Sunday, November 21, 2010

Why Ask About What You Already Know?

For longer than centuries it has been worshipped, seen as a source of delight and pleasure, immortalized by great artists, subjected to indignities and abuse, pain and pleasure, a prison of the soul, a temple. To the creative a distraction to have to care for. It sleeps, eats, works, plays, reacts to outside stimulus. It can be a puppet to obsessions and addictions, a vehicle for a gamut of emotional displays from enthusiasm down to apathy, a victim of a multitude of other impingements from outside sources and can be considered beautiful or ugly.

If you’re reading this, you have one. Well, what is it? It is something that you keep going. You feed it, sleep it, clothe it, work it, play games with it, take it places, walk it, run it, rest it and so on. The big question is, Is it YOU. You may say, “Of course it’s ME!”

It is a calling card, an identity. And what would be a surprise to most: It’s a carbon-oxygen engine that runs at 98.6 degrees Fahrenheit. You may say, “If this is true, who runs it? Who provides the wit, imagination, intelligence to keep it surviving, to make it work, play, dream, create, solve problems, etc.?” Something you have known all along but may have hidden it from your cognizance, your realization.

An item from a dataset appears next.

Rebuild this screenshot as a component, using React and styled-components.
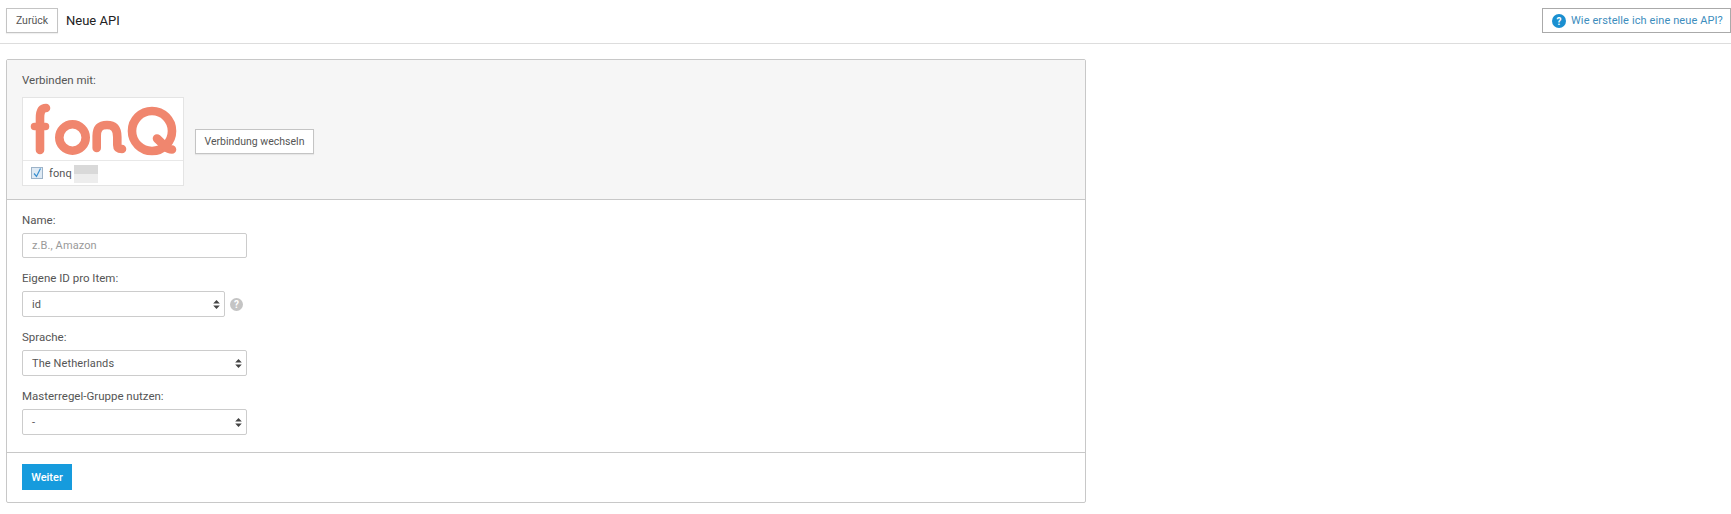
import React from "react";
import styled, { createGlobalStyle } from "styled-components";

const Global = createGlobalStyle`
  html, body { margin: 0; padding: 0; background: #fff; }
  body { font-family: Roboto, "Liberation Sans", sans-serif; font-size: 11px; color: #555; }
`;
const Header = styled.header`
  height: 44px; border-bottom: 1px solid #ddd; padding: 8px 0 0 6px; box-sizing: border-box;
  display: flex; align-items: flex-start; justify-content: space-between;
`;
const HeaderLeft = styled.div`display: flex; align-items: center; gap: 8px;`;
const Title = styled.h1`margin: 0; font-size: 13px; font-weight: 400; color: #222;`;
const Button = styled.button`
  height: 25px; width: ${p => p.$w}px; padding: 0; background: #fff; border: 1px solid #c4c4c4; color: #555;
  font: 400 10.5px Roboto, sans-serif; box-sizing: border-box; box-shadow: 0 1px 1px rgba(0,0,0,.06);
`;
const Help = styled.a`
  height: 25px; width: 189px; border: 1px solid #aaa; box-sizing: border-box; white-space: nowrap;
  display: flex; align-items: center; gap: 5px; padding-left: 9px; color: #3d8dbd; font-size: 11px; letter-spacing: .1px;
`;
const Panel = styled.main`
  width: 1080px; margin: 15px 0 0 6px; border: 1px solid #c8c8c8; border-radius: 2px; box-sizing: border-box;
`;
const Top = styled.section`
  height: 140px; background: #f6f6f6; border-bottom: 1px solid #c8c8c8; padding: 13px 15px 0; box-sizing: border-box;
`;
const Label = styled.label`display: block; font-size: 11.5px; color: #555; line-height: 14px;`;
const ConnectRow = styled.div`display: flex; align-items: center; gap: 11px; margin-top: 10px;`;
const Card = styled.div`width: 162px; height: 89px; background: #fff; border: 1px solid #e4e4e4; box-sizing: border-box;`;
const LogoBox = styled.div`height: 63px; border-bottom: 1px solid #e8e8e8; box-sizing: border-box;`;
const CardFoot = styled.div`display: flex; align-items: center; height: 24px; padding-left: 8px; gap: 6px; font-size: 11px; letter-spacing: .1px;`;
const Check = styled.span`
  width: 12px; height: 12px; border: 1px solid #9db3c8; background: #dfeaf4; display: block; box-sizing: border-box;
`;
const Blur = styled.span`display: block; width: 24px; height: 18px; margin: 2px 0 0 -4px; background: linear-gradient(#d9d9d9 0 50%, #ededed 50%);`;
const Form = styled.section`padding: 13px 15px 0; height: 253px; box-sizing: border-box; border-bottom: 1px solid #c8c8c8;`;
const Field = styled.div`margin-bottom: 13px;`;
const Control = styled.div`
  margin-top: 6px; height: ${p => p.$h}px; width: ${p => p.$w}px; border: 1px solid #ccc; border-radius: 2px; background: #fff;
  box-sizing: border-box; display: flex; align-items: center; justify-content: space-between; padding: 0 4px 0 9px;
  color: ${p => p.$muted ? "#999" : "#555"}; font-size: 11px; letter-spacing: .1px;
`;
const SelectRow = styled.div`display: flex; align-items: center; gap: 5px;`;
const Hint = styled.span`
  width: 13px; height: 13px; border-radius: 50%; background: #c4c4c4; color: #fff; font-size: 10px; font-weight: 700;
  display: flex; align-items: center; justify-content: center; margin-top: 6px;
`;
const Foot = styled.footer`padding: 11px 15px 0; height: 49px; box-sizing: border-box;`;
const Primary = styled.button`
  height: 26px; width: 50px; border: 0; background: #169bdd; color: #fff; font: 500 11px Roboto, sans-serif; padding: 0;
`;
const Logo = () => (
  <svg width="160" height="62" viewBox="0 0 160 62" style={{ display: "block" }} fill="none" stroke="#f0866e" strokeWidth="8.6" strokeLinecap="round">
    <path d="M17 52V20C17 13 19 10 23 10" />
    <path d="M11.5 28.5H22.5" strokeWidth="7.5" />
    <circle cx="49.5" cy="39.5" r="13.2" />
    <path d="M73.7 50V38C73.7 31 76 27 84 27C91 27 94.3 31 94.3 39V47C94.3 50 96 51 99 51" />
    <circle cx="129" cy="33" r="20" />
    <path d="M134 40.5L143 49C145 51 147 51.5 149 51.5" />
  </svg>
);
const Arrows = () => (
  <svg width="7" height="9" viewBox="0 0 7 9"><path d="M3.5 0L6.8 3.6H.2zM3.5 9L.2 5.4H6.8z" fill="#444" /></svg>
);
const Select = ({ w, children }) => <Control $h={26} $w={w}>{children}<Arrows /></Control>;

export default function App() {
  return (
    <>
      <Global />
      <Header>
        <HeaderLeft>
          <Button $w={52}>Zurück</Button>
          <Title>Neue API</Title>
        </HeaderLeft>
        <Help>
          <svg width="14" height="14" viewBox="0 0 14 14"><circle cx="7" cy="7" r="7" fill="#1a8fd0" /><text x="7" y="10.5" textAnchor="middle" fontSize="10" fontWeight="700" fontFamily="Roboto" fill="#fff">?</text></svg>
          Wie erstelle ich eine neue API?
        </Help>
      </Header>
      <Panel>
        <Top>
          <Label>Verbinden mit:</Label>
          <ConnectRow>
            <Card>
              <LogoBox><Logo /></LogoBox>
              <CardFoot>
                <Check>
                  <svg width="10" height="10" viewBox="0 0 10 10" fill="none" style={{ display: "block", overflow: "visible" }}><path d="M2 5.5L4.5 8.5L8.5 .5" stroke="#3a8fd0" strokeWidth="1.2" /></svg>
                </Check>
                <span>fonq</span>
                <Blur />
              </CardFoot>
            </Card>
            <Button $w={119}>Verbindung wechseln</Button>
          </ConnectRow>
        </Top>
        <Form>
          <Field><Label>Name:</Label><Control $h={25} $w={225} $muted>z.B., Amazon</Control></Field>
          <Field>
            <Label>Eigene ID pro Item:</Label>
            <SelectRow><Select w={203}>id</Select><Hint>?</Hint></SelectRow>
          </Field>
          <Field><Label>Sprache:</Label><Select w={225}>The Netherlands</Select></Field>
          <Field><Label>Masterregel-Gruppe nutzen:</Label><Select w={225}>-</Select></Field>
        </Form>
        <Foot><Primary>Weiter</Primary></Foot>
      </Panel>
    </>
  );
}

Let’s back up a bit. Have you ever seen a dead body (human or animal) and noticed something missing? That something is what kept that body alive and animated. Call it the soul, spirit, spiritual being, life force. That is what kept it alive, playing the game of its life. It wasn’t the body doing it. The body is laying there with nothing to animate it. It’s no longer being used as “the temple”. No one is home.

To go back to the questions: It is simply YOU. You are not your body. You are immortal.

If you grant to yourself that you know this and have known it all along, maybe life could be different in a good way.